Arguments of QuipQuantizer includes:

  • codebook: the algorithm for quantization, including E8P12(2-bit), E8P12RVQ3B(3-bit), E8P12RVQ4B(4-bit), D4(2-bit), HI(4-bit). D4 and HI are relatively inferior to E8P12-based methods.
  • dataset: the data used for calibration, supports c4, ptb, wikitext2, redpajama.
  • nsamples: number of samples used for calibration, larger is slower. By default 4096 samples of calibration data will be used as suggested by the author, which will consume 500 - 750 GB CPU memory. Please reduce nsamples and ft_train_size if you don't have enough CPU memory.
  • quip_tune_iters: Greedy update passes of the algorithm, higher is slower but yields slightly better quanlity. Default to 10.
  • use_rand: A boolean flag that determines the decomposition strategy for dimensionality that is not a power of two. Say dim = 2^n * base, True will decompose it into 2^n Hadamard matrix and base x base random orthogonal matrices, False will decompose into two Hadamard matrix following the original implementation and use padding when such decomposition cannot be found. Default to true.
  • modules_to_not_convert: the name of layers not to quantize, useful for MOE models where gate layer is often unquantized.
  • merge_suv: An optional optimization that can cancel out certain vectors to reduce computation. It is currently only supported for llama, mixtral, and qwen models. The default setting is false.
  • ft_lr: The learning rate for the fine-tuning stage, as described in the paper's appendix. The default value is 5e-5.
  • ft_susv_lr: The learning rate for the SU/SV parameters during fine-tuning. The default value is 5e-4.
  • ft_epochs: The number of epochs for fine-tuning. The default is set to 5.
  • ft_train_size: The size of the training dataset used for fine-tuning. Larger sizes require significantly more CPU memory as it needs to calculate a larger logit matrix. The default is 384.
  • ft_valid_size: The size of the validation dataset for fine-tuning. The default is 128.
  • ft_batch_size: Batch size for the fine-tuning process. The default is 8.
  • ft_valid_freq: The frequency, in epochs, at which the validation is run. The default is every epoch.
  • ft_early_stop: The number of epochs to wait for an improvement in validation loss before early stopping. The default is 3 epochs.
  • ft_embedding: Whether finetune input and output embedding layer during end2end finetune stage, this can reduce perplexity but increase GPU memory usage The default is true.

Inference

from transformers import AutoTokenizer
from quantizer import load_quantized_model

quant_dir = "llama-70b_2bit_quip"

quant_model = load_quantized_model(quant_dir).cuda()
tokenizer = AutoTokenizer.from_pretrained(quant_dir)

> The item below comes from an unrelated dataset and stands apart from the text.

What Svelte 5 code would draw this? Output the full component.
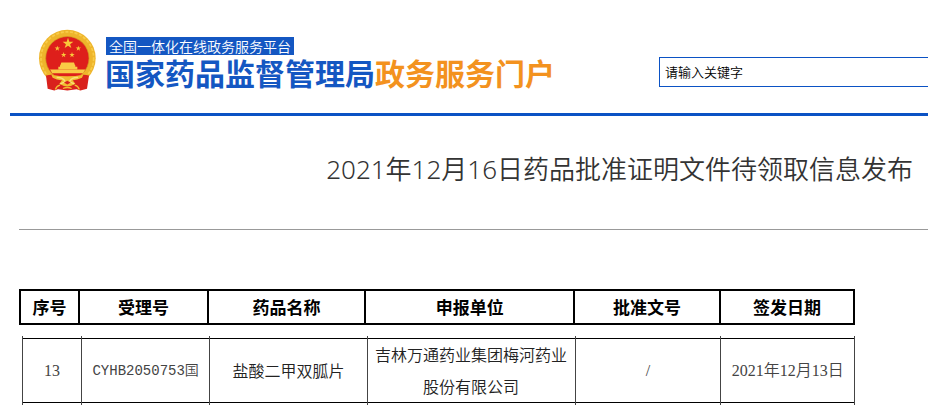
<script lang="ts">
	interface Approval {
		index: number;
		acceptanceNo: string;
		drugName: string;
		applicant: string;
		approvalNo: string;
		issueDate: string;
	}

	const columns = [
		{ label: '序号', width: 7.1 },
		{ label: '受理号', width: 15.4 },
		{ label: '药品名称', width: 18.9 },
		{ label: '申报单位', width: 25 },
		{ label: '批准文号', width: 17.5 },
		{ label: '签发日期', width: 16.1 }
	];

	const approvals: Approval[] = [
		{
			index: 13,
			acceptanceNo: 'CYHB2050753国',
			drugName: '盐酸二甲双胍片',
			applicant: '吉林万通药业集团梅河药业股份有限公司',
			approvalNo: '/',
			issueDate: '2021年12月13日'
		}
	];

	const star = 'M0 -10 2.3 -3.1 9.5 -3.1 3.7 1.2 5.9 8.1 0 3.8 -5.9 8.1 -3.7 1.2 -9.5 -3.1 -2.3 -3.1Z';
</script>

<div class="page">
	<header>
		<div class="brand">
			<svg class="emblem" viewBox="24 27 174 186" aria-hidden="true">
				<circle cx="112" cy="113" r="85" fill="#eeb52b" />
				<circle cx="112" cy="113" r="79" fill="none" stroke="#f8cb49" stroke-width="5" stroke-dasharray="9 5" />
				<circle cx="112" cy="113" r="65" fill="#de1f1b" stroke="#d09a22" stroke-width="2" />
				<path d={star} transform="translate(114 69) scale(1.7)" fill="#f9c83a" />
				<path d={star} transform="translate(82 84) scale(.85)" fill="#f9c83a" />
				<path d={star} transform="translate(145 84) scale(.85)" fill="#f9c83a" />
				<path d={star} transform="translate(101 103) scale(.85)" fill="#f9c83a" />
				<path d={star} transform="translate(126 103) scale(.85)" fill="#f9c83a" />
				<path d="M94 126h38l3 8H91zM90 134h46v5H90zM85 139h57v7H85zM60 147h106l-7 11H67z" fill="#f9cb45" />
				<path d="M48 165Q80 158 98 177L112 184 126 177Q146 158 177 165L171 205 151 210 140 206 112 210 84 206 73 210 53 205Z" fill="#d9211d" />
				<path d="M64 163Q112 172 160 163L156 172Q138 180 128 179L136 190Q112 206 88 190L96 179Q82 180 68 172Z" fill="#f1bd32" />
				<path d="M80 171Q98 170 105 182M144 171Q126 170 119 182M91 190Q112 178 133 190" fill="none" stroke="#fbe07a" stroke-width="4" />
				<path d="M102 186 112 181 122 186 112 192Z" fill="#d9211d" />
				<path d="M76 207Q80 196 90 194M148 207Q144 196 134 194M99 204Q112 198 125 204" fill="none" stroke="#f1bd32" stroke-width="4" />
			</svg>
			<div>
				<p class="platform">全国一体化在线政务服务平台</p>
				<p class="site">国家药品监督管理局<span>政务服务门户</span></p>
			</div>
		</div>
		<input type="search" aria-label="请输入关键字" placeholder="请输入关键字" />
	</header>

	<main>
		<h1>2021年12月16日药品批准证明文件待领取信息发布</h1>

		<table class="head">
			<colgroup>
				{#each columns as column}
					<col style:width={`${column.width}%`} />
				{/each}
			</colgroup>
			<thead>
				<tr>
					{#each columns as column}
						<th scope="col">{column.label}</th>
					{/each}
				</tr>
			</thead>
		</table>

		<table class="body" aria-label="药品批准证明文件">
			<colgroup>
				{#each columns as column}
					<col style:width={`${column.width}%`} />
				{/each}
			</colgroup>
			<tbody>
				{#each approvals as approval (approval.index)}
					<tr>
						<td class="number">{approval.index}</td>
						<td class="code">{approval.acceptanceNo}</td>
						<td>{approval.drugName}</td>
						<td>{approval.applicant}</td>
						<td class="number">{approval.approvalNo}</td>
						<td class="number">{approval.issueDate}</td>
					</tr>
				{/each}
			</tbody>
		</table>
	</main>
</div>

<style>
	:global(body) {
		margin: 0;
		background: #fff;
	}

	.page {
		padding: 0 10px 10px;
		font-family: 'Noto Sans CJK SC', sans-serif;
		color: #000;
	}

	header {
		display: flex;
		justify-content: space-between;
		padding: 29px 0 21px 28px;
		border-bottom: 3px solid #0b52c4;
	}

	.brand {
		display: flex;
		gap: 9px;
	}
	.emblem {
		width: 58px;
		height: 63px;
	}

	p {
		margin: 0;
		white-space: nowrap;
	}
	.platform {
		width: fit-content;
		margin: 8px 0 0 1px;
		padding: 0 3px;
		background: #1457c2;
		color: #fff;
		font-size: 14px;
		font-weight: 350;
		line-height: 18px;
	}
	.site {
		color: #1457c2;
		font-size: 30px;
		font-weight: bold;
		line-height: 34px;
	}
	.site span {
		color: #f3921e;
	}

	input {
		box-sizing: border-box;
		width: 269px;
		height: 30px;
		margin: 28px 0 0;
		padding: 0 5px 2px;
		border: 1px solid #0b52c4;
		border-right: 0;
		border-radius: 0;
		outline: 0;
		background: #fff;
		font-family: inherit;
		font-size: 13px;
		font-weight: 350;
		appearance: none;
	}
	input::placeholder {
		color: #000;
		opacity: 1;
	}

	main {
		padding-left: 9px;
	}

	h1 {
		margin: 0 0 59px;
		padding: 33px 15px 40px 0;
		border-bottom: 1px solid #999;
		color: #333;
		font-family: 'Noto Sans', 'Noto Sans CJK SC', sans-serif;
		font-size: 26px;
		font-weight: 350;
		line-height: 40px;
		text-align: right;
	}

	table {
		width: 92%;
		table-layout: fixed;
		border-collapse: collapse;
		text-align: center;
	}
	th,
	td {
		box-sizing: border-box;
		padding: 0;
	}

	.head th {
		height: 34px;
		border: 2px solid #000;
		font-size: 17px;
		line-height: 24px;
	}

	.body {
		width: calc(92% - 3px);
		margin: 11px 0 0 3px;
	}
	/* the side rules run 2px past the top and bottom ones */
	.body td {
		height: 69px;
		padding: 0 6px 2px;
		border: solid #444;
		border-width: 0 1px;
		background:
			linear-gradient(#000, #000) 0 2px / 100% 1px no-repeat,
			linear-gradient(#000, #000) 0 calc(100% - 2px) / 100% 1px no-repeat;
		color: #222;
		font-size: 16px;
		font-weight: 350;
		line-height: 32px;
	}
	.body .number {
		padding-bottom: 0;
		color: #444;
		font-family: 'Liberation Serif', 'Noto Sans CJK SC', serif;
	}
	.body .code {
		padding-bottom: 0;
		color: #444;
		font-family: 'Liberation Mono', 'Noto Sans CJK SC', monospace;
		font-size: 14px;
	}
</style>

input_ids = tokenizer.encode("The capital of France is", return_tensors="pt").cuda()
print(tokenizer.decode(quant_model.generate(input_ids, do_sample=True)[0]))

Finetune

Finetune with Lora adapter is supported. Please check example_finetune.py as a minial example.

Speedup

torch.compile

For simplicity I removed the old gpt-fast examples and added a simple script based on the huggingface/transformers newly introduced static cache. Currently the generation speed is about 138 tokens/s for Llama-7b at batchsize=1 using single 4090.

It's slower than gpt-fast though (~184 tokens/s). If you wanna use gpt-fast example, please refer to the previous commit.

python example_generate.py --model_path llama-70b_2bit_quip --streaming --compile

vLLM

Working on the a custom branch of vLLM now. Unfunately tensor-parallel is not supported because Hadamard transform cannot be done for sharded input. Currently the generation speed benchmarked using benchmark_latency.py is about 159 tokens/s for Llama-7b at batchsize=1 using single 4090.